I'll defer some answers to Tursi and Ksarul. About the F chip - Ksarul got a large (and I mean large) lot for dirt cheap. So that's the story behind that. Don't know Tursi's plan for programming the AVR, but he's got those pins in the front for something. I know that most of the AVR pins needed for programming are being brought to the front of the board. As for jumpers, it's a 512K chip. That's what you get. 512K. Don't know if there are any plans in the prototype to change it. Since Ksarul got such an amazing price on those 49F040's, you can simply fill up the part you need andnleave the rest available. Anyway, I've spilled all the info (or misinformation) that I have right now. And unless I'm wrong, apparently (?) with GROM emulation and the banked ROM, we might be able to use these boards for a new XB. I'll shut up now and let the experts chime in.

Marc, you can thank Matthew for the 512K GAL. He adapted his 379 replacement and just extended it with two more sets of I/o pins. Anyone for making a TI megademo?

You know, Marc... I owe you a few beers in Chicago. JP1 was the culprit. (they didn't have a facepalm smiley) I've been banging my head on this board for quite a many months (try late last year), even sent it home with Tursi from Chicago. +1 for crowdsourcing help on the Internet!!! I soldered Tursi's cap back on, put two switches, reinstalled the 22pf caps, and the thing works beautiful now. You can thank Ksarul for remapping the board and putting a 512K chip on it. The next iteration has a GAL slot instead of the 74LS379 along with the 512K ROM flash. Yes, 512K of bank switchable cart space (not 128k x 4 like this one). I need to buy an ATMega 128 now and have Tursi put E/A and some other GROM-only stuff on it (Demo, whatever - how many can I cram on there with REVIEW MODULE LIBRARY?) and test it out with the ROM installed now. Tursi, do you recommend a particular programming kit for the ATMega stuff for a hobbyist? I found the Mouser URL for what I think is the chip here. I'm excited!!!! (And I need a long vacation. Work is killing me, so I'm surprised I'm still sane.)

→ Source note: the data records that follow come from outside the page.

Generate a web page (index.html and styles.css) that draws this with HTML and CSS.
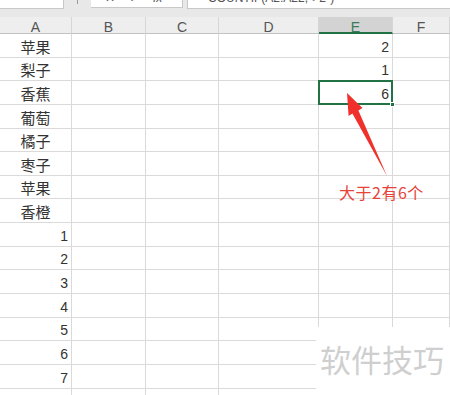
FILE: index.html
```html
<!DOCTYPE html>
<html lang="zh">
<head>
<meta charset="utf-8">
<title>COUNTIF</title>
<link rel="stylesheet" href="styles.css">
</head>
<body>
<div class="sheet">
  <div class="toolbar">
    <div class="namebox"></div>
    <div class="tick"></div>
    <div class="fxbox"><span class="cut">✕</span><span class="cut">✓</span><span class="cut fx">fx</span></div>
    <div class="formula"><span class="cut">=COUNTIF(A2:A22,"&gt;2")</span></div>
  </div>
  <div class="row head">
    <div class="h">A</div><div class="h">B</div><div class="h">C</div><div class="h">D</div><div class="h sel">E</div><div class="h">F</div>
  </div>
  <div class="row"><div class="c t">苹果</div><div class="c"></div><div class="c"></div><div class="c"></div><div class="c n">2</div><div class="c"></div></div>
  <div class="row"><div class="c t">梨子</div><div class="c"></div><div class="c"></div><div class="c"></div><div class="c n">1</div><div class="c"></div></div>
  <div class="row"><div class="c t">香蕉</div><div class="c"></div><div class="c"></div><div class="c"></div><div class="c n active">6</div><div class="c"></div></div>
  <div class="row"><div class="c t">葡萄</div><div class="c"></div><div class="c"></div><div class="c"></div><div class="c"></div><div class="c"></div></div>
  <div class="row"><div class="c t">橘子</div><div class="c"></div><div class="c"></div><div class="c"></div><div class="c"></div><div class="c"></div></div>
  <div class="row"><div class="c t">枣子</div><div class="c"></div><div class="c"></div><div class="c"></div><div class="c"></div><div class="c"></div></div>
  <div class="row"><div class="c t">苹果</div><div class="c"></div><div class="c"></div><div class="c"></div><div class="c"></div><div class="c"></div></div>
  <div class="row"><div class="c t">香橙</div><div class="c"></div><div class="c"></div><div class="c"></div><div class="c"></div><div class="c"></div></div>
  <div class="row"><div class="c n">1</div><div class="c"></div><div class="c"></div><div class="c"></div><div class="c"></div><div class="c"></div></div>
  <div class="row"><div class="c n">2</div><div class="c"></div><div class="c"></div><div class="c"></div><div class="c"></div><div class="c"></div></div>
  <div class="row"><div class="c n">3</div><div class="c"></div><div class="c"></div><div class="c"></div><div class="c"></div><div class="c"></div></div>
  <div class="row"><div class="c n">4</div><div class="c"></div><div class="c"></div><div class="c"></div><div class="c"></div><div class="c"></div></div>
  <div class="row"><div class="c n">5</div><div class="c"></div><div class="c"></div><div class="c"></div><div class="c"></div><div class="c"></div></div>
  <div class="row"><div class="c n">6</div><div class="c"></div><div class="c"></div><div class="c"></div><div class="c"></div><div class="c"></div></div>
  <div class="row"><div class="c n">7</div><div class="c"></div><div class="c"></div><div class="c"></div><div class="c"></div><div class="c"></div></div>
  <div class="row"><div class="c"></div><div class="c"></div><div class="c"></div><div class="c"></div><div class="c"></div><div class="c"></div></div>

  <svg class="arrow" width="450" height="395" viewBox="0 0 450 395">
    <polygon points="347,93 362.5,108 358.4,110.5 387,176 352.4,113.6 348.6,116" fill="#f0302a"/>
  </svg>
  <div class="note">大于2有6个</div>
  <div class="watermark">软件技巧</div>
</div>
</body>
</html>
```
FILE: styles.css
```css
html, body {
  margin: 0;
  padding: 0;
  background: #ffffff;
}
.sheet {
  position: relative;
  width: 450px;
  height: 395px;
  overflow: hidden;
  font-family: "Liberation Sans", Arial, sans-serif;
  color: #333333;
}
.toolbar {
  display: flex;
  height: 17px;
  background: #e8e8e8;
}
.namebox {
  width: 63px;
  height: 8px;
  background: #ffffff;
  border-right: 1px solid #c8c8c8;
  border-bottom: 1px solid #c8c8c8;
}
.tick {
  width: 1px;
  height: 4px;
  margin-left: 13px;
  background: #9a9a9a;
}
.fxbox {
  display: flex;
  gap: 14px;
  margin-left: 13px;
  width: 92px;
  height: 8px;
  padding-left: 14px;
  box-sizing: border-box;
  background: #ffffff;
  border-bottom: 1px solid #c8c8c8;
  border-right: 1px solid #c8c8c8;
  overflow: hidden;
}
.formula {
  flex: 1;
  margin-left: 4px;
  height: 8px;
  padding-left: 13px;
  background: #ffffff;
  border-left: 1px solid #c8c8c8;
  border-bottom: 1px solid #c8c8c8;
  overflow: hidden;
}
.cut {
  display: block;
  margin-top: -9px;
  font-size: 12px;
  line-height: 14px;
  color: #555555;
  white-space: nowrap;
}
.fx {
  font-style: italic;
}
.row {
  display: grid;
  grid-template-columns: 72px 74px 73px 100px 74px 57px;
  height: 23.65px;
}
.row.head {
  height: 17px;
  background: #eeeeee;
}
.h {
  box-sizing: border-box;
  height: 17px;
  padding-top: 2px;
  text-align: center;
  font-size: 14px;
  line-height: 16px;
  color: #555555;
  border-right: 1px solid #d6d6d6;
  border-bottom: 1px solid #c2c2c2;
}
.h.sel {
  background: #d3d3d3;
  color: #3d7a5a;
  border-bottom: 2px solid #217346;
}
.c {
  box-sizing: border-box;
  display: flex;
  align-items: flex-end;
  border-right: 1px solid #dadada;
  border-bottom: 1px solid #dadada;
}
.c.t {
  justify-content: center;
  padding-bottom: 1px;
  font-family: "Noto Sans CJK SC", sans-serif;
  font-size: 15px;
  line-height: 18px;
  color: #333333;
}
.c.n {
  justify-content: flex-end;
  padding: 0 3px 2px 0;
  font-size: 14px;
  line-height: 16px;
  color: #333333;
}
.c.active {
  position: relative;
}
.c.active::before {
  content: "";
  position: absolute;
  left: -1px;
  top: -1px;
  right: -1px;
  bottom: -1px;
  border: 2px solid #217346;
}
.c.active::after {
  content: "";
  position: absolute;
  right: -3px;
  bottom: -3px;
  width: 5px;
  height: 5px;
  background: #217346;
  border: 1px solid #ffffff;
  box-sizing: border-box;
}
.arrow {
  position: absolute;
  left: 0;
  top: 0;
  pointer-events: none;
}
.note {
  position: absolute;
  left: 339px;
  top: 183px;
  font-family: "Noto Sans CJK SC", sans-serif;
  font-size: 16px;
  line-height: 19px;
  letter-spacing: 0.5px;
  color: #e8433a;
  white-space: nowrap;
}
.watermark {
  position: absolute;
  left: 316px;
  top: 327px;
  right: 0;
  bottom: 0;
  padding: 15px 0 0 4px;
  background: #ffffff;
  font-family: "Noto Sans CJK SC", sans-serif;
  font-size: 31px;
  line-height: 33px;
  color: #cfcfcf;
  white-space: nowrap;
}
```
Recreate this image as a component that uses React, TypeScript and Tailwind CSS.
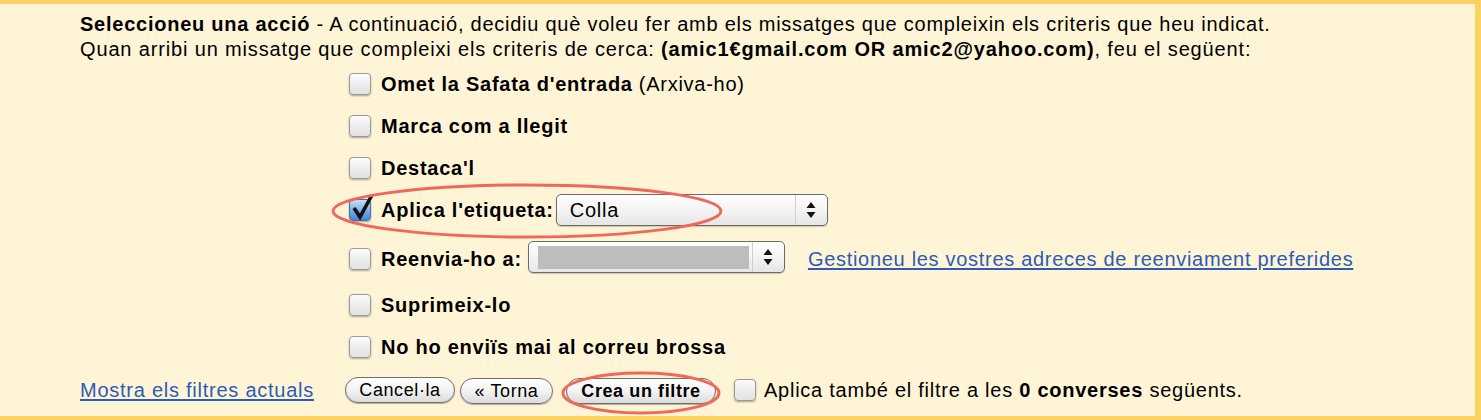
import React from "react";

// Mac-style checkbox
const Check = ({ checked = false }: { checked?: boolean }) => (
  <span className="relative inline-block w-[22px] h-[22px] shrink-0">
    <span
      className={
        "absolute inset-0 rounded-[4px] border shadow-[0_1px_2px_rgba(0,0,0,0.35)] " +
        (checked
          ? "border-[#4a6e9e] bg-gradient-to-b from-[#c9def6] via-[#7eaee5] to-[#3f86d8]"
          : "border-[#9a9a9a] bg-gradient-to-b from-[#fdfdfd] via-[#ededed] to-[#e2e2e2]")
      }
    />
    {checked && (
      <svg className="absolute left-[2px] -top-[6px]" width="24" height="27" viewBox="0 0 24 27">
        <path d="M3 15 L9 24 L21 2" fill="none" stroke="#111" strokeWidth="3.6" strokeLinejoin="miter" strokeLinecap="butt" />
      </svg>
    )}
  </span>
);

const Arrows = () => (
  <svg width="10" height="18" viewBox="0 0 10 18">
    <path d="M5 1 L9.5 7 H0.5 Z" fill="#111" />
    <path d="M5 17 L9.5 11 H0.5 Z" fill="#111" />
  </svg>
);

const Select = ({ width, children }: { width: string; children?: React.ReactNode }) => (
  <span
    className={
      "inline-flex items-stretch h-[32px] rounded-[5px] border border-[#6b6b6b] bg-gradient-to-b from-[#ffffff] via-[#f4f4f4] to-[#e6e6e6] shadow-[0_1px_1px_rgba(0,0,0,0.2)] " +
      width
    }
  >
    <span className="flex-1 flex items-center px-[3px] font-normal">{children}</span>
    <span className="w-[32px] flex items-center justify-center border-l border-[#cfcfcf]">
      <Arrows />
    </span>
  </span>
);

const Row = ({ children, checked = false, cls = "" }: { children: React.ReactNode; checked?: boolean; cls?: string }) => (
  <div className={"flex items-center gap-[10px] h-[42px] " + cls}>
    <Check checked={checked} />
    <div className="flex items-center font-bold">{children}</div>
  </div>
);

const Btn = ({ children, w, bold = false }: { children: React.ReactNode; w: string; bold?: boolean }) => (
  <button
    className={
      "h-[26px] rounded-[13px] border border-[#6f6f6f] bg-gradient-to-b from-[#ffffff] via-[#f3f3f3] to-[#dcdcdc] shadow-[0_1px_1px_rgba(0,0,0,0.3)] text-[18px] leading-none text-black tracking-[0.6px] text-center " +
      w +
      (bold ? " font-bold" : "")
    }
  >
    {children}
  </button>
);

export default function App() {
  return (
    <div
      className="relative w-[1481px] h-[420px] bg-[#fff5d6] border-t-4 border-r-[6px] border-b-4 border-[#fad163] text-[20px] tracking-[0.75px] text-black overflow-hidden"
      style={{ fontFamily: '"Liberation Sans", Arial, sans-serif' }}
    >
      <div className="pl-[80px] pt-[8px] leading-[25px]">
        <div>
          <b>Seleccioneu una acció</b> - A continuació, decidiu què voleu fer amb els missatges que compleixin els criteris que heu indicat.
        </div>
        <div className="tracking-[0.85px]">
          Quan arribi un missatge que compleixi els criteris de cerca: <b>(amic1€gmail.com OR amic2@yahoo.com)</b>, feu el següent:
        </div>
      </div>

      <div className="pl-[349px] pt-[1px]">
        <Row>
          Omet la Safata d'entrada<span className="font-normal ml-[6px]">(Arxiva-ho)</span>
        </Row>
        <Row>Marca com a llegit</Row>
        <Row>Destaca'l</Row>
        <Row checked>
          Aplica l'etiqueta:
          <span className="ml-[2px]">
            <Select width="w-[272px]">
              <span className="pl-[10px]">Colla</span>
            </Select>
          </span>
        </Row>
        <Row cls="mt-[7px] mb-[4px]">
          Reenvia-ho a:
          <span className="ml-[6px]">
            <Select width="w-[257px]">
              <span className="block w-full h-[23px] bg-[#bdbdbd] ml-[6px]" />
            </Select>
          </span>
          <a className="ml-[23px] font-normal text-[#2b5cb8] underline underline-offset-2 tracking-[0.7px]" href="#">
            Gestioneu les vostres adreces de reenviament preferides
          </a>
        </Row>
        <Row>Suprimeix-lo</Row>
        <Row>No ho enviïs mai al correu brossa</Row>
      </div>

      <div className="flex items-center pl-[80px] mt-[7px] h-[30px]">
        <a className="text-[#2b5cb8] underline underline-offset-2 mr-[31px] tracking-[0.75px]" href="#">
          Mostra els filtres actuals
        </a>
        <div className="flex items-center">
          <Btn w="w-[110px]">Cancel·la</Btn>
          <span className="ml-[5px]">
            <Btn w="w-[93px]">« Torna</Btn>
          </span>
          <span className="ml-[13px]">
            <Btn w="w-[150px]" bold>
              Crea un filtre
            </Btn>
          </span>
        </div>
        <span className="ml-[18px] mr-[8px] flex">
          <Check />
        </span>
        <span>
          Aplica també el filtre a les <b>0 converses</b> següents.
        </span>
      </div>

      {/* red annotation ellipses */}
      <svg className="absolute left-0 -top-[4px] pointer-events-none" width="1481" height="420">
        <ellipse cx="527" cy="211" rx="194" ry="26" fill="none" stroke="#f0675b" strokeWidth="3" />
        <ellipse cx="641" cy="393" rx="78" ry="20" fill="none" stroke="#f0675b" strokeWidth="3" />
      </svg>
    </div>
  );
}
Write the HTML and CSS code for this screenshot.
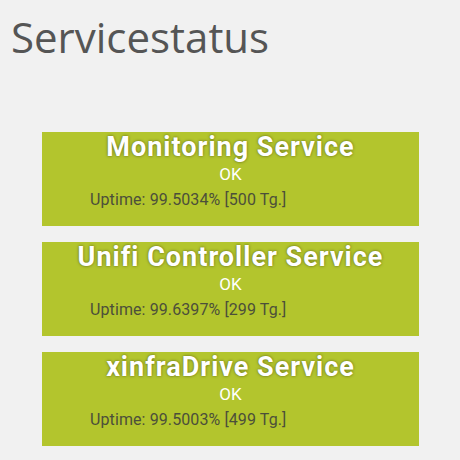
FILE: index.html
```html
<!DOCTYPE html>
<html>
<head>
<meta charset="utf-8">
<link rel="stylesheet" href="styles.css">
</head>
<body>
<h1 class="title">Servicestatus</h1>
<div class="list">
  <div class="card">
    <div class="name">Monitoring Service</div>
    <div class="state">OK</div>
    <div class="uptime">Uptime: 99.5034% [500 Tg.]</div>
  </div>
  <div class="card">
    <div class="name">Unifi Controller Service</div>
    <div class="state">OK</div>
    <div class="uptime">Uptime: 99.6397% [299 Tg.]</div>
  </div>
  <div class="card">
    <div class="name">xinfraDrive Service</div>
    <div class="state">OK</div>
    <div class="uptime">Uptime: 99.5003% [499 Tg.]</div>
  </div>
</div>
</body>
</html>
```
FILE: styles.css
```css
html, body {
  margin: 0;
  padding: 0;
  background: #f1f1f1;
}
body {
  width: 460px;
  height: 460px;
  overflow: hidden;
}
.title {
  margin: 0;
  padding: 8px 0 0 11px;
  font-family: "Open Sans", sans-serif;
  font-weight: 400;
  font-size: 42px;
  line-height: 57px;
  color: #555555;
}
.list {
  display: flex;
  flex-direction: column;
  gap: 16px;
  margin: 67px 0 0 42px;
  width: 377px;
}
.card {
  background: #b3c52d;
  height: 94px;
  font-family: Roboto, sans-serif;
}
.name {
  text-align: center;
  font-size: 27px;
  font-weight: 700;
  letter-spacing: 1px;
  line-height: 30px;
  color: #ffffff;
  text-shadow: 0 0 3px rgba(0,0,0,0.5);
}
.state {
  text-align: center;
  font-size: 17px;
  line-height: 24px;
  color: #ffffff;
}
.uptime {
  padding: 2px 0 0 48px;
  font-size: 16px;
  letter-spacing: 0.1px;
  line-height: 23px;
  color: #4c4f3a;
}
```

Man.. I leave for work this morning and there are no replies, and then come back home from work, and wow.... OK. Here's the deal: No Microcontroller on it right now. Just the 49F040 FEEPROM and the 74LS379. Tursi thinks it might be power draw. As soon as I get more time tonight, I'll reply a little more in depth.

I'm going to try a little crowdsourcing here for the last version of the cart board that Ksurl, Tursi, and myself have been working on. I've attached a zip file with two ExpressPCB files in it - a v4a (which is what the 512K Multicart working version is made from), and a V6d, which makes it a PLCC FEEPROM instead of a DIP EPROM. The V4A board works great - I made around 10 prototype carts with it and an EPROM that Tursi and I worked on (has almost all 8K ROM carts ever made for the TI in it). It works by bank switching 128K x 4 with the help of two switches and Tursi's Multicart program (runs on an unexpanded TI, too!) The V6D board - well, it's been kind of a bear. I've looked at it, Tursi's looked at it, and I don't think we've gotten far in the past year on it. I've flashed multiple AT49F040s on the V6D board with the same binaries that I burned into the 27C040 on the V4A. Verified them multiple times. When I power up the V6D, I can now usually get MULTICART to show up (which means it's doing the right thing and powering up in the last bank), however, I am still getting quite a few lockups. Sometimes, Tursi's MULTICART logo (and "Made by Tursi") show up, and nothing else. Sometimes, I get a lockup and blank screen. Sometimes, I get the MULTICART logo and Made by Tursi as well as a list of around 7 or less programs and then a lockup. Anyone want to take a stab at looking at these files and see what's going on? To me, it seems like a timing issue (something is being taken high/low too fast/slow or possibly data is being delivered too fast/slow). I have a V6D board here, so I'm open to trying whatever with it. The only jumper I have is the one between pins #1-2 of JP2. Also, the AT49F040 has a different pinout in the PLCC32-DIP32 adapter so I can't try the flash chip on a V4A board; however, like I said, it verified multiple times in my 844USB programmer. Thanks, guys! v6d-v4a.zip

Got the replacement jack in from Mouser. The through hole pattern and jack size was spot on. However, the through pins were a little large for the hole in the MBX PCB. Nothing a 3/32" drill wouldn't fix. A quick desolder job, followed by the drill, and then the soldering of the new jack seems to have worked great. I have a spare now too, since they were so cheap (I do have a second MBX somewhere in a box.) I also had to take a cm or so off of the ribbon cable that comes from the keypad matrix on the front of the MBX with some scissors. The contacts weren't making great contact with the board once inserted, even after a good pencil erasing. Still have plenty of slack. The only other thing that I might wind up having to do to get this thing completely working (100%) is make a new cable for it - I think there's a short in one of the DB9 connectors. For right now, the kids are playing "I'm Hiding" again and are ecstatic that it's working properly for once!! I suppose it's time to play with the hybrid GROM/ROM cartridge board now.... :-) Tursi, I'll burn another flash chip and make sure it works and see what happens on the board again. Jon

Man, I am stoked about this... awesome job, Matthew!